Show only lines that include "React".
☆ ☆ ☆ ☆ ☆ ☆ ☆
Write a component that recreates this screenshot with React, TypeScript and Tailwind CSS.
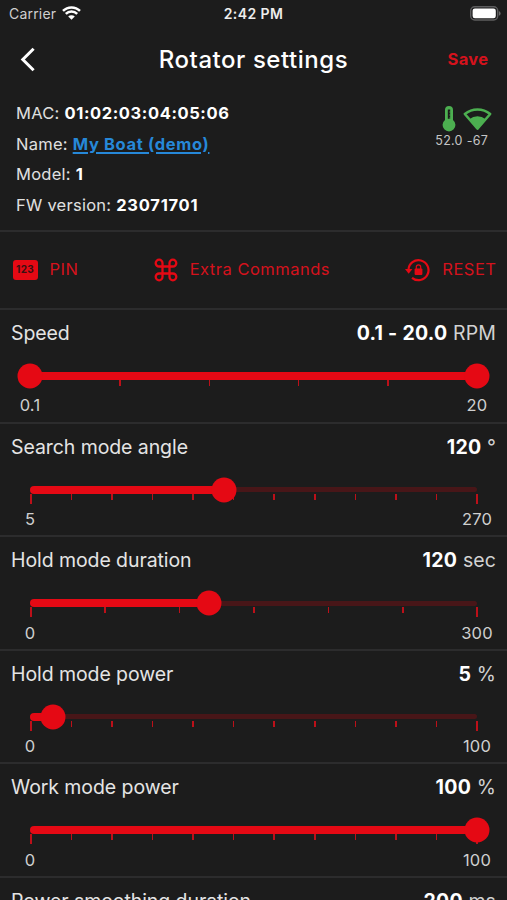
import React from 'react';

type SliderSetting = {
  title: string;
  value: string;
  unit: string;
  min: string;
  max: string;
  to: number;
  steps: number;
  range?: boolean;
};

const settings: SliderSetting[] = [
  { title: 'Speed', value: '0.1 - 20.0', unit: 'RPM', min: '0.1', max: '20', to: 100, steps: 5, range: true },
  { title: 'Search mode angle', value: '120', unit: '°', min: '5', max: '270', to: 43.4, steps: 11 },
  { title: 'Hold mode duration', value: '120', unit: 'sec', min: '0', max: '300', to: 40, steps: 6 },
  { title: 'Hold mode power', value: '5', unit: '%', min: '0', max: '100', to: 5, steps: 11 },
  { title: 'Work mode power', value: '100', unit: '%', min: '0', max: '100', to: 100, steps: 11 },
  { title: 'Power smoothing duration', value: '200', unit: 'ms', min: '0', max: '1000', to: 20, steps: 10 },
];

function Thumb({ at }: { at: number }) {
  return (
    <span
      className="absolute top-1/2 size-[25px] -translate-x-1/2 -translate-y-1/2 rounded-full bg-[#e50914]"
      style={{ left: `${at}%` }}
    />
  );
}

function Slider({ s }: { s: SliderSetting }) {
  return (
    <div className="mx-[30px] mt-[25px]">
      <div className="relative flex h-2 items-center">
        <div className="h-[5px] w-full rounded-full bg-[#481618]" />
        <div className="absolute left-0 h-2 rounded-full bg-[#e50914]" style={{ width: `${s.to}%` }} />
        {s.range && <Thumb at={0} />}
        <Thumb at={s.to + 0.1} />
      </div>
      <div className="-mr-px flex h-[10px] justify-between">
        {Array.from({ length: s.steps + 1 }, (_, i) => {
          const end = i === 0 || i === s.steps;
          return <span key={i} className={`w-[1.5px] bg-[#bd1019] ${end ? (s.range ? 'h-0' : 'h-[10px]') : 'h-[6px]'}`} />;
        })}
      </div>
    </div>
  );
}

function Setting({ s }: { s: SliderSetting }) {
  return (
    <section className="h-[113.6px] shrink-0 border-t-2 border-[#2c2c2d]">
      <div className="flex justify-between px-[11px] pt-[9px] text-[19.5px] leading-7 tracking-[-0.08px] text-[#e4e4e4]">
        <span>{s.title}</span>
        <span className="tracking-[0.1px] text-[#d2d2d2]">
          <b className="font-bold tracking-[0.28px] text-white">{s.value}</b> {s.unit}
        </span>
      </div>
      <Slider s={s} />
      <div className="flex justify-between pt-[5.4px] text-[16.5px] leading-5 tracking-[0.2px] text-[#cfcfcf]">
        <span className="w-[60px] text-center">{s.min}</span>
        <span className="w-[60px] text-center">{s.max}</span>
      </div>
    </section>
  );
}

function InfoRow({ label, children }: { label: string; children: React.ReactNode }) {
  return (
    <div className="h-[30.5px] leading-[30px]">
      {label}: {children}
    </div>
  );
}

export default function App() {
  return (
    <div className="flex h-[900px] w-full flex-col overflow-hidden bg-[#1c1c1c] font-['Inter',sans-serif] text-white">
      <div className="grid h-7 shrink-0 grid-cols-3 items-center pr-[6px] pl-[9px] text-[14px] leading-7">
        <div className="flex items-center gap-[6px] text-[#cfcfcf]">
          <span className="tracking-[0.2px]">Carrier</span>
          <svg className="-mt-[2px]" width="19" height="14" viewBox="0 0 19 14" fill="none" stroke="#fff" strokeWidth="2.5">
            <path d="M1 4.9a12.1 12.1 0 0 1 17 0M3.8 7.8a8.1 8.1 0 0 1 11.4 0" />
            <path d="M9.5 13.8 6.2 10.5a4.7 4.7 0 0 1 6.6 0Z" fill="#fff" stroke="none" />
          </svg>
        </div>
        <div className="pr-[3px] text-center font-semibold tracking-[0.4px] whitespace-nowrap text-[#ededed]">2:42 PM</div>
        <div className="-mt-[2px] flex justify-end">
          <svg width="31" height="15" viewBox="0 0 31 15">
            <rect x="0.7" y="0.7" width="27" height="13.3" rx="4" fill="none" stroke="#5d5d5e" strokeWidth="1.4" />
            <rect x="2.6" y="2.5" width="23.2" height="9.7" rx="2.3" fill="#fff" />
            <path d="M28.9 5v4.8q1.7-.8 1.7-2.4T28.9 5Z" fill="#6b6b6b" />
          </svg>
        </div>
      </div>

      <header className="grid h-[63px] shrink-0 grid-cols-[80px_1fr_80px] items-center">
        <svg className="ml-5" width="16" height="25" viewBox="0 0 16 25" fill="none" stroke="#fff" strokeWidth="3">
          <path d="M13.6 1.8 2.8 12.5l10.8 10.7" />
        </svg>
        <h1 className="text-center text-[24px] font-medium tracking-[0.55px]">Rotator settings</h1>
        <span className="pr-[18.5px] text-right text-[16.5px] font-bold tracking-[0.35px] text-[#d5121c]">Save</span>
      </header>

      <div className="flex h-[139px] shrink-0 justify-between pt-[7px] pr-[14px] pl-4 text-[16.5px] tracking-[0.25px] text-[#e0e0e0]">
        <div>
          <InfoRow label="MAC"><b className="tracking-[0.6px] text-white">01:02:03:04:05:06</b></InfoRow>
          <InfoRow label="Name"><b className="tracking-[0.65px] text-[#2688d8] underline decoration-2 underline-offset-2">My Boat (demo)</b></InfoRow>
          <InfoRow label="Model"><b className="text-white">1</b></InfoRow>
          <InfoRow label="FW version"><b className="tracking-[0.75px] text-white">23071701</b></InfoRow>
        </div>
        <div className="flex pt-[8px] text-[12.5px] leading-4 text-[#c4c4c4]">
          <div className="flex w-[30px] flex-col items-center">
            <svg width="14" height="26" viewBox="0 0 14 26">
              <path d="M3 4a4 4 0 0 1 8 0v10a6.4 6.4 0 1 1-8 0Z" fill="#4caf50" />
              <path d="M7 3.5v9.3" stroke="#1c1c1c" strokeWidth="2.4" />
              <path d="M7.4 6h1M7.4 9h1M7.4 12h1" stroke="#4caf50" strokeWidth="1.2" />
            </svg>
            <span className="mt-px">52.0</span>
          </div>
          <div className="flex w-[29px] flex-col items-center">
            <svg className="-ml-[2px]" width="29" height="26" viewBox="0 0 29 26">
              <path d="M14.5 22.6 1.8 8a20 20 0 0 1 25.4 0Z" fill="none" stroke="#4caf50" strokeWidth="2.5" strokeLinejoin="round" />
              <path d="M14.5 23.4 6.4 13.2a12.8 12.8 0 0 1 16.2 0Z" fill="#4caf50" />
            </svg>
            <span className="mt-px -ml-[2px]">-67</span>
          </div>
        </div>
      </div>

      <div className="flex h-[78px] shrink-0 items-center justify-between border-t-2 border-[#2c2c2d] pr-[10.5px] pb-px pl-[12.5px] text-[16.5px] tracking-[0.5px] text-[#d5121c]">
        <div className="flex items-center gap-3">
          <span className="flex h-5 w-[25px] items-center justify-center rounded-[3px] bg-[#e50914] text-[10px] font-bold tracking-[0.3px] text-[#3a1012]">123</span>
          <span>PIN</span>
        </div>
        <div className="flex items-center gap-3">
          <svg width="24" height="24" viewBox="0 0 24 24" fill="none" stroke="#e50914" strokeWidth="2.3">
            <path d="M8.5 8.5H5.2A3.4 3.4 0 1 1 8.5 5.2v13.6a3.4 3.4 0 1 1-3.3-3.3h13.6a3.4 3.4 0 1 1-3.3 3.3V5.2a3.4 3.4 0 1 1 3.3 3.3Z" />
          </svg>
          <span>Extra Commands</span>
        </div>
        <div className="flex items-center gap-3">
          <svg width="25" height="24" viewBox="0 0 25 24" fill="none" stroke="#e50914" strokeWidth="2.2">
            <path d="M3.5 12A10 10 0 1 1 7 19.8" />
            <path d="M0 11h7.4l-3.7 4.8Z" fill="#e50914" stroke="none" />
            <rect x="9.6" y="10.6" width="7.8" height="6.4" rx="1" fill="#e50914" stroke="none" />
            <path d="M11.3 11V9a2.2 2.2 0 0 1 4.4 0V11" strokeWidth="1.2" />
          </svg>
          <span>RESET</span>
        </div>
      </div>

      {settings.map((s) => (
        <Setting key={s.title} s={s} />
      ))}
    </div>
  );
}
☆ ☆ ☆ ☆ ☆ ☆ ☆
_Full solution_
Write a component that recreates this screenshot with React, TypeScript and Tailwind CSS.
import React from 'react';
function InfoRow({ label, children }: { label: string; children: React.ReactNode }) {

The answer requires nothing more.